A second angle — "Estimate depth to a lane marker using calibrated stereo while accounting for low texture"

Here the constraint changes: you must reason about disparity quantization, matching quality, and uncertainty propagation. Outline: rectify images using initUndistortRectifyMap, compute disparity (block matcher or learned network), convert to depth $Z=fB/d$ , and propagate disparity variance $\sigma_d$ into depth variance $\sigma_Z \approx \frac{fB}{d^2}\sigma_d$ . Practical MLE moves: filter by confidence maps, fuse LiDAR when available, and train stereo networks with geometric consistency and photometric augmentation to handle low-texture regions. Emphasize baseline selection, subpixel refinement, and metrics that penalize long-range depth errors more.

Common pitfalls

Pitfall: Treating intrinsics as immutable constants. In practice, intrinsics drift (thermal, focus changes); a better answer explains monitoring, per-drive re-calibration triggers, or learning small per-frame intrinsics offsets during training.

Pitfall: Applying undistortion inconsistently. A tempting but wrong approach is undistorting only training images; inference still uses raw pipeline — always specify if your model expects rectified/undistorted images and document conversion in the runtime pipeline.

Pitfall: Reporting only mean reprojection error.

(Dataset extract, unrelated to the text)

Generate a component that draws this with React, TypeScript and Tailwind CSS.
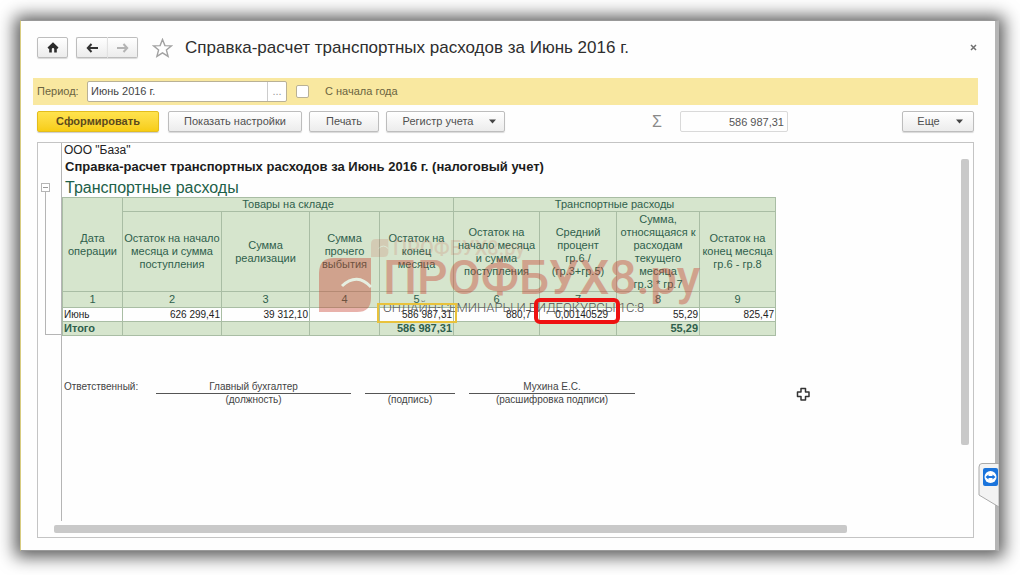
import type { ReactNode } from 'react'

const columns = [
  { id: 2, title: ['Остаток на начало', 'месяца и сумма', 'поступления'], month: '626 299,41', total: '' },
  { id: 3, title: ['Сумма', 'реализации'], month: '39 312,10', total: '' },
  { id: 4, title: ['Сумма', 'прочего', 'выбытия'], month: '', total: '' },
  { id: 5, title: ['Остаток на', 'конец', 'месяца'], month: '586 987,31', total: '586 987,31' },
  { id: 6, title: ['Остаток на', 'начало месяца', 'и сумма', 'поступления'], month: '880,7', total: '' },
  { id: 7, title: ['Средний', 'процент', 'гр.6 /', '(гр.3+гр.5)'], month: '0,00140529', total: '' },
  { id: 8, title: ['Сумма,', 'относящаяся к', 'расходам', 'текущего', 'месяца', 'гр.3 * гр.7'], month: '55,29', total: '55,29' },
  { id: 9, title: ['Остаток на', 'конец месяца', 'гр.6 - гр.8'], month: '825,47', total: '' },
]

const btn =
  'flex h-[21px] items-center justify-center rounded-xs border border-[#bdbdbd] bg-linear-to-b from-white to-[#ececec] text-[11px] text-[#505050] shadow-[0_1px_1px_rgba(0,0,0,0.15)]'

function Caret() {
  return (
    <svg width="7" height="5" viewBox="0 0 7 5" aria-hidden="true">
      <path d="M0 0.5h7L3.5 4.5z" fill="#444" />
    </svg>
  )
}

function Arrow({ color, flip }: { color: string; flip?: boolean }) {
  return (
    <svg width="13" height="10" viewBox="0 0 13 10" aria-hidden="true" className={flip ? 'rotate-180' : ''}>
      <path d="M5.5 1L1.8 5l3.7 4M2 5h10" fill="none" stroke={color} strokeWidth="2" />
    </svg>
  )
}

function Header() {
  return (
    <header className="flex h-[21px] items-center pl-1 pr-px">
      <button className={`${btn} w-[31px]`} aria-label="Начальная страница">
        <svg width="12" height="11" viewBox="0 0 12 11" aria-hidden="true">
          <path d="M6 0.3L0.5 5.6l1.3 1.5 0.4-0.3V10.500h2.600V7q0-1 1.200-1t1.200 1v3.500h2.600V6.800l0.400 0.300 1.300-1.500z" fill="#2b2b2b" />
        </svg>
      </button>
      <div className="ml-2 flex">
        <button className={`${btn} w-[31px] rounded-r-none border-r-0`} aria-label="Назад">
          <Arrow color="#333" />
        </button>
        <button className={`${btn} w-[31px] rounded-l-none border-l-[#e2e2e2]`} aria-label="Вперед">
          <Arrow color="#b4b4b4" flip />
        </button>
      </div>
      <button className="ml-[14px]" aria-label="В избранное">
        <svg width="21" height="20" viewBox="0 0 21 20" aria-hidden="true">
          <path d="M10.5 1.5l2.4 6.1 6.6 0.3-5.1 4.1 1.7 6.4-5.6-3.6-5.6 3.6 1.7-6.4L1.5 7.9l6.6-0.3z" fill="#fff" stroke="#a2a2a2" strokeWidth="1.4" />
        </svg>
      </button>
      <h1 className="ml-3 text-[17px] text-[#2e2e2e]">Справка-расчет транспортных расходов за Июнь 2016 г.</h1>
      <button className="ml-auto" aria-label="Закрыть">
        <svg width="7" height="7" viewBox="0 0 7 7" aria-hidden="true">
          <path d="M1 1l5 5M6 1L1 6" stroke="#707070" strokeWidth="1.5" />
        </svg>
      </button>
    </header>
  )
}

function PeriodBar() {
  return (
    <div className="mt-5 flex h-[27px] items-center bg-[#f9e8a0] pl-1 text-[11px] text-[#6b6440]">
      <label htmlFor="period" className="w-[50px]">Период:</label>
      <div className="flex h-[21px] w-[200px] rounded-xs border border-[#b9b196] bg-white">
        <input id="period" defaultValue="Июнь 2016 г." className="min-w-0 flex-1 px-[3px] text-[#444] outline-none" />
        <button className="w-[19px] border-l border-[#ccc] text-[#999]" aria-label="Выбрать период">...</button>
      </div>
      <input id="from-start" type="checkbox" className="ml-[9px] size-[13px] appearance-none rounded-xs border border-[#b9b196] bg-white" />
      <label htmlFor="from-start" className="ml-4">С начала года</label>
    </div>
  )
}

function Toolbar() {
  return (
    <div className="mt-[6px] flex h-[21px] items-center pl-1 pr-1">
      <button className="h-[21px] w-[122px] rounded-xs border border-[#e3bd1c] bg-linear-to-b from-[#ffe34d] to-[#f7cd12] text-[11px] font-bold text-[#5c4a1c] shadow-[0_1px_1px_rgba(0,0,0,0.2)]">
        Сформировать
      </button>
      <button className={`${btn} ml-[9px] w-[134px]`}>Показать настройки</button>
      <button className={`${btn} ml-[7px] w-[70px]`}>Печать</button>
      <button className={`${btn} ml-[7px] w-[119px] gap-4 pl-2`}>
        Регистр учета
        <Caret />
      </button>
      <label htmlFor="sum" className="ml-[147px] w-7 text-base text-[#8a8a8a]">Σ</label>
      <input id="sum" readOnly value="586 987,31" className="h-[21px] w-[108px] rounded-xs border border-[#d9d9d9] px-[3px] text-right text-[11px] text-[#555]" />
      <button className={`${btn} ml-auto w-[72px] gap-4 pl-1`}>
        Еще
        <Caret />
      </button>
    </div>
  )
}

function Cell({ children, className }: { children?: ReactNode; className?: string }) {
  return <td className={`border-x border-[#a9bda4] px-px text-right ${className ?? ''}`}>{children}</td>
}

function ReportTable() {
  const th = 'border border-[#a9bda4] p-0 font-normal'
  return (
    <table className="w-[714px] table-fixed border-collapse text-[11px] leading-[13px] text-[#2f5f4c]">
      <colgroup>
        <col className="w-[60px]" />
        <col className="w-[99px]" />
        <col className="w-[88px]" />
        <col className="w-[70px]" />
        <col className="w-[74px]" />
        <col className="w-[86px]" />
        <col className="w-[77px]" />
        <col className="w-[83px]" />
        <col className="w-[76px]" />
      </colgroup>
      <thead className="bg-[#d6e5cd]">
        <tr>
          <th rowSpan={2} className={th}>Дата<br />операции</th>
          <th colSpan={4} className={th}>Товары на складе</th>
          <th colSpan={4} className={th}>Транспортные расходы</th>
        </tr>
        <tr className="h-[80px] whitespace-nowrap">
          {columns.map((c) => (
            <th key={c.id} className={th}>
              {c.title.map((line) => <div key={line}>{line}</div>)}
            </th>
          ))}
        </tr>
        <tr className="h-[16px]">
          <th className={th}>1</th>
          {columns.map((c) => <th key={c.id} className={th}>{c.id}</th>)}
        </tr>
      </thead>
      <tbody>
        <tr className="h-[13px] text-[10px] text-[#222]">
          <td className="border-x border-[#a9bda4] px-px">Июнь</td>
          {columns.map((c) => <Cell key={c.id} className={c.id === 6 || c.id === 7 ? 'pr-2' : ''}>{c.month}</Cell>)}
        </tr>
        <tr className="h-[14px] border border-[#a9bda4] bg-[#d6e5cd] font-bold">
          <td className="border-x border-[#a9bda4] px-px">Итого</td>
          {columns.map((c) => <Cell key={c.id}>{c.total}</Cell>)}
        </tr>
      </tbody>
    </table>
  )
}

function Leaf({ size }: { size: number }) {
  return (
    <svg width={size} height={size} viewBox="0 0 54 54" aria-hidden="true">
      <path d="M15 0H52V40Q52 54 38 54H0V15Q0 0 15 0z" fill="#c8402f" />
      <path d="M23 28Q38 14 52 29" fill="none" stroke="#fff" strokeWidth="3" />
    </svg>
  )
}

function Watermark() {
  return (
    <div className="pointer-events-none absolute left-[257px] top-[41px] select-none whitespace-nowrap" aria-hidden="true">
      <div className="flex items-center gap-1 pl-[52px] text-[#c8402f] opacity-15">
        <Leaf size={18} />
        <span className="font-[Roboto] text-[20px] leading-[20px] font-medium">ПРОФБУХ8.ру</span>
      </div>
      <div className="flex h-[54px] gap-[10px] text-[#c8402f] opacity-40">
        <Leaf size={54} />
        <span className="font-[Roboto] text-[48px] leading-[40px] font-medium">ПРОФБУХ8.ру</span>
      </div>
    </div>
  )
}

function Signature({ name, caption, className }: { name?: string; caption: string; className: string }) {
  return (
    <div className={`text-center ${className}`}>
      <div className="h-[13px] border-b border-[#555]">{name}</div>
      <div>{caption}</div>
    </div>
  )
}

function Report() {
  return (
    <section className="relative ml-1 mr-1 mt-[10px] flex flex-1 flex-col border border-[#c4c4c4]">
      <div className="flex flex-1">
        <div className="w-6 border-r border-[#b5b5b5] pl-[3px] pt-[40px]">
          <button className="flex size-[9px] items-center justify-center border border-[#b5b5b5] bg-white" aria-label="Свернуть группу">
            <span className="h-px w-[5px] bg-[#999]" />
          </button>
          <div className="ml-1 h-[143px] border-b border-l border-[#b5b5b5]" />
        </div>
        <div className="min-w-0 flex-1">
          <p className="h-[14px] pl-[2px] text-[12px] leading-[14px] text-[#222]">ООО "База"</p>
          <h2 className="h-[20px] pl-[3px] text-[13px] leading-[20px] font-bold text-[#1c1c1c]">
            Справка-расчет транспортных расходов за Июнь 2016 г. (налоговый учет)
          </h2>
          <h3 className="h-[20px] pl-[3px] text-[16px] leading-[22px] text-[#1d6048]">Транспортные расходы</h3>
          <div className="relative">
            <ReportTable />
            <Watermark />
            <span className="absolute left-[321px] top-[101px] whitespace-nowrap font-[Roboto] text-[13px] font-light text-[#555]" aria-hidden="true">
              ОНЛАЙН-СЕМИНАРЫ И ВИДЕОКУРСЫ 1С:8
            </span>
            <div className="absolute left-[315px] top-[106px] h-[20px] w-[80px] border-2 border-[#e8c23c]" />
            <div className="absolute left-[472px] top-[101px] h-[26px] w-[86px] rounded-md border-4 border-[#ee1111]" />
          </div>
          <div className="mt-[45px] flex pl-[2px] text-[10px] leading-[12px] text-[#444]">
            <span className="w-[92px]">Ответственный:</span>
            <Signature name="Главный бухгалтер" caption="(должность)" className="w-[195px]" />
            <Signature caption="(подпись)" className="ml-[14px] w-[90px]" />
            <Signature name="Мухина Е.С." caption="(расшифровка подписи)" className="ml-[14px] w-[166px]" />
          </div>
        </div>
        <div className="flex w-3 flex-col pb-[76px] pt-4">
          <div className="w-2 flex-1 rounded-xs bg-[#c9c9c9]" />
        </div>
      </div>
      <div className="flex h-4 pl-4 pr-[126px] pt-1">
        <div className="h-2 flex-1 rounded-xs bg-[#c9c9c9]" />
      </div>
      <svg className="absolute left-[758px] top-[244px]" width="15" height="15" viewBox="0 0 15 15" aria-hidden="true">
        <path d="M5 1.5h4.5v3.5h3.5v4.5h-3.5v3.5H5V9.5H1.5V5H5z" fill="#fff" stroke="#333" strokeWidth="1.5" strokeLinejoin="round" />
      </svg>
    </section>
  )
}

export default function App() {
  return (
    <div className="flex min-h-screen bg-white pb-6 pl-5 pr-[21px] pt-5 font-['Liberation_Sans',Arial,sans-serif]">
      <main className="relative flex flex-1 flex-col border-y border-l border-r-4 border-b-[#999] border-l-[#d8cc80] border-r-[#b5b5b5] border-t-[#999] bg-[#fefefe] pb-3 pl-3 pr-[17px] pt-4 shadow-[0_1px_16px_5px_rgba(0,0,0,0.65)]">
        <Header />
        <PeriodBar />
        <Toolbar />
        <Report />
        <a href="#teamviewer" className="absolute -right-1 bottom-[42px]" aria-label="TeamViewer">
          <svg width="21" height="45" viewBox="0 0 21 45" aria-hidden="true">
            <path d="M21 0.5H4Q1 0.5 1 4V32L21 44z" fill="#f3f3f3" stroke="#aaa" />
            <rect x="5" y="5" width="15" height="18" rx="2" fill="#1a74dc" />
            <circle cx="12.5" cy="14" r="6" fill="#fff" />
            <path d="M7.5 14l3-2.5v1.5h4v-1.5l3 2.5-3 2.5v-1.5h-4v1.5z" fill="#1a74dc" />
          </svg>
        </a>
      </main>
    </div>
  )
}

Mean hides heavy-tailed failures; report median, percentiles, and per-scene breakdowns and demonstrate robustness methods (RANSAC, Huber) you’d add.

Connections

Sensor fusion & state estimation (visual-inertial odometry, LiDAR-camera calibration) — interviewers may pivot to fusing calibrated camera rays with IMU or LiDAR.
Self-supervised geometry (depth/pose networks) and SLAM — expect pivots to end-to-end learning of depth with geometric losses and drift correction.